Hon. Donald Neil Plett (Leader of the Opposition)

Congratulations to all of the pages.

Leader, in May the Trudeau government gave the Parliamentary Budget Officer secret information about the Prime Minister’s carbon tax and then put him under a gag order not to reveal it.

Earlier today, this information was revealed to the CBC. A CBC report claims that the Trudeau government’s data shows that the carbon tax costs Canada’s economy $20 billion. This would work out to approximately $1,200 in lost gross domestic product, or GDP, for every Canadian household. Leader, is the CBC report correct? If so, how can this Trudeau government continue to claim that the carbon tax is revenue neutral?

Hon. Marc Gold (Government Representative in the Senate) [ + ]

Thank you for your question. Indeed, the CBC report is correct, though your statement of the facts is very selective and incomplete.

What the report reveals, among other things, is the enormous cost to the economy if climate change is not acted upon.

The numbers and figures that the government commissioned were not a complete analysis of this. It did not include the $11 billion a year of rebates going back into the economy. It did not include the billions and billions of dollars more of no action on carbon pricing.

When all of the facts are taken into account, what it does reveal is that the price on pollution is an effective measure of the impact.

On April 1, despite the ongoing affordability crisis hurting families right across Canada, this NDP-Trudeau government hiked the carbon tax by 23%, leader. Was the report on the economic cost produced before this incompetent government pushed ahead with raising the carbon tax, or after?

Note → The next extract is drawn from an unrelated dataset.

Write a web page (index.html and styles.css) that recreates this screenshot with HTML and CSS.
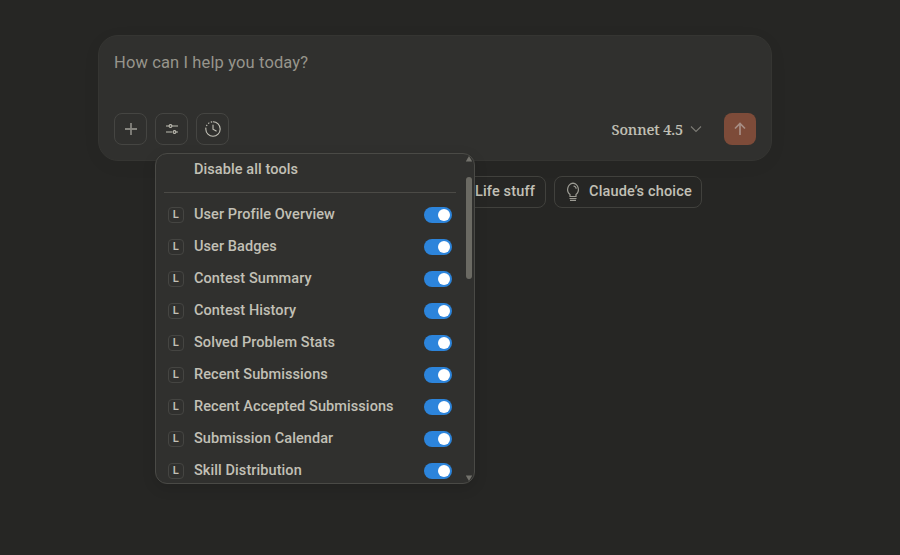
FILE: index.html
```html
<!DOCTYPE html>
<html lang="en">
<head>
<meta charset="utf-8">
<title>Claude</title>
<link rel="stylesheet" href="styles.css">
</head>
<body>
<main class="page">
  <section class="composer">
    <div class="prompt"><span>How can I help you today?</span></div>
    <div class="toolbar">
      <button class="tool" aria-label="Add"><svg width="14" height="14" viewBox="0 0 14 14"><path d="M7 1v12M1 7h12" stroke="#85847e" stroke-width="1.8"/></svg></button>
      <div class="tool-anchor">
        <button class="tool" aria-label="Tools"><svg width="14" height="12" viewBox="0 0 14 12" fill="none" stroke-width="1.3"><path d="M1 3h3M7 3h6M1 9h6M11 9h2" stroke="#8f8e87" stroke-width="1.5"/><g stroke="#c2c0b6" stroke-width="1.1"><circle cx="5.5" cy="3" r="1.4"/><circle cx="9.5" cy="9" r="1.4"/></g></svg></button>
        <div class="menu">
          <div class="list">
            <div class="disable"><span>Disable all tools</span></div>
            <div class="row"><i class="badge">L</i><span class="name">User Profile Overview</span><b class="switch"></b></div>
            <div class="row"><i class="badge">L</i><span class="name">User Badges</span><b class="switch"></b></div>
            <div class="row"><i class="badge">L</i><span class="name">Contest Summary</span><b class="switch"></b></div>
            <div class="row"><i class="badge">L</i><span class="name">Contest History</span><b class="switch"></b></div>
            <div class="row"><i class="badge">L</i><span class="name">Solved Problem Stats</span><b class="switch"></b></div>
            <div class="row"><i class="badge">L</i><span class="name">Recent Submissions</span><b class="switch"></b></div>
            <div class="row"><i class="badge">L</i><span class="name">Recent Accepted Submissions</span><b class="switch"></b></div>
            <div class="row"><i class="badge">L</i><span class="name">Submission Calendar</span><b class="switch"></b></div>
            <div class="row"><i class="badge">L</i><span class="name">Skill Distribution</span><b class="switch"></b></div>
          </div>
          <div class="scrollbar">
            <svg width="8" height="6" viewBox="0 0 8 6"><path d="M4 0 7.2 5.5H.8z" fill="#73726c"/></svg>
            <div class="thumb"></div>
            <svg class="down" width="8" height="6" viewBox="0 0 8 6"><path d="M.8 .5h6.4L4 6z" fill="#73726c"/></svg>
          </div>
        </div>
      </div>
      <button class="tool" aria-label="Extended thinking"><svg width="18" height="18" viewBox="0 0 18 18" fill="none" stroke="#c2c0b6" stroke-width="1.1"><path d="M9 1.8a7.2 7.2 0 1 1-7.2 7.2"/><path d="M1.8 9A7.2 7.2 0 0 1 9 1.8" stroke-dasharray="1.4 1.6"/><path d="M9 5v4.2l3.2 1.7" stroke-linecap="round"/></svg></button>
      <div class="model"><span>Sonnet 4.5</span><svg width="12" height="8" viewBox="0 0 12 8"><path d="m1 1.5 5 5 5-5" fill="none" stroke="#7c7b75" stroke-width="1.1"/></svg></div>
      <button class="send" aria-label="Send"><svg width="14" height="14" viewBox="0 0 14 14"><path d="M7 13V1.6M2 6.5l5-5 5 5" fill="none" stroke="#a78e85" stroke-width="1.7"/></svg></button>
    </div>
  </section>
  <div class="chips">
    <button class="chip life"><span>Life stuff</span></button>
    <button class="chip choice"><svg width="16" height="20" viewBox="0 0 16 20" fill="none" stroke="#9b9a92" stroke-width="1.2"><path d="M5 14.5v-2A6.4 6.4 0 0 1 8 1.2a6.4 6.4 0 0 1 3 11.3v2zM4.5 16.5h7M5 18.4h6M8.5 4a3 3 0 0 1 2.7 2.7"/></svg><span>Claude’s choice</span></button>
  </div>
</main>
</body>
</html>
```
FILE: styles.css
```css
* { box-sizing: border-box; }
body { margin: 0; height: 555px; overflow: hidden; background: #262624; color: #c2c0b6; font: 500 14.5px/20px Roboto, sans-serif; letter-spacing: .08px; }
button { font: inherit; letter-spacing: inherit; color: inherit; padding: 0; margin: 0; background: none; }
svg { display: block; flex: none; }
.page { width: 674px; margin-left: 98px; padding-top: 35px; }
.composer { height: 126px; padding: 17px 16px 15px; display: flex; flex-direction: column; justify-content: space-between; background: #30302e; border: 1px solid #353532; border-radius: 20px; box-shadow: 0 4px 20px rgba(0,0,0,.04); }
.prompt { margin-left: -1px; font-size: 16.5px; font-weight: 400; color: #97958c; letter-spacing: .13px; }
.toolbar { display: flex; align-items: center; gap: 8px; margin: 0 -1px; }
.tool { width: 33px; height: 32px; display: flex; align-items: center; justify-content: center; border: 1px solid #454542; border-radius: 8px; }
.tool-anchor { position: relative; }
.model { margin-left: auto; margin-right: 14px; display: flex; align-items: center; gap: 7px; font: 500 14.5px/20px "Noto Serif", "Liberation Serif", serif; letter-spacing: -.1px; -webkit-text-stroke: .15px; }
.send { width: 32px; height: 32px; display: flex; align-items: center; justify-content: center; border: 0; border-radius: 8px; background: #7d4b39; }
.menu { position: absolute; z-index: 2; top: 40px; left: 0; width: 320px; height: 331px; display: flex; overflow: hidden; background: #30302e; border: 1px solid #4a4a46; border-radius: 12px; box-shadow: 0 4px 14px rgba(0,0,0,.12); }
.list { width: 308px; padding: 0 8px; }
.disable { height: 39px; padding: 6px 30px 0; border-bottom: 1px solid #4b4a46; margin-bottom: 5px; }
.row { height: 32px; padding: 0 4px; display: flex; align-items: center; }
.badge { width: 16px; height: 16px; margin: 1px 10px 0 0; display: grid; place-items: center; border: 1px solid #454542; border-radius: 4px; font: 600 11px/13px Inter, sans-serif; padding-bottom: 1px; }
.name { flex: 1; margin-top: -1px; white-space: nowrap; }
.row .name { margin-top: 1px; }
.switch { width: 28px; height: 16px; margin-top: 1px; padding: 2px 2px 2px 14px; border-radius: 8px; background: #2c84db; }
.switch::before { content: ""; display: block; width: 12px; height: 12px; border-radius: 50%; background: #fff; }
.scrollbar { width: 8px; margin-left: 1px; padding: 2px 0; display: flex; flex-direction: column; align-items: center; }
.thumb { width: 6px; height: 102px; margin-top: 15px; border-radius: 3px; background: #6b6a63; }
.down { margin-top: auto; }
.chips { display: flex; gap: 8px; margin: 15px 70px 0 0; justify-content: flex-end; }
.chip { height: 32px; display: flex; align-items: center; border: 1px solid #41413d; border-radius: 8px; padding: 0 10px; white-space: nowrap; letter-spacing: .16px; }
.chip span { margin-top: -1px; }
.life { width: 110px; justify-content: flex-end; }
.choice { width: 148px; gap: 8px; }
```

Will Canadians get to see the full report and not just the CBC report?

Senator Gold [ + ]

Again, the figures to which you are referring were not a complete analysis of the costs and benefits of carbon pricing. That is why it is not correct to zero in on only one aspect of the figures.

As I said, the figures did not include the rebates to Canadians, their injection into the economy nor the investments that are being made as a result of our transition to a cleaner, more sustainable economy.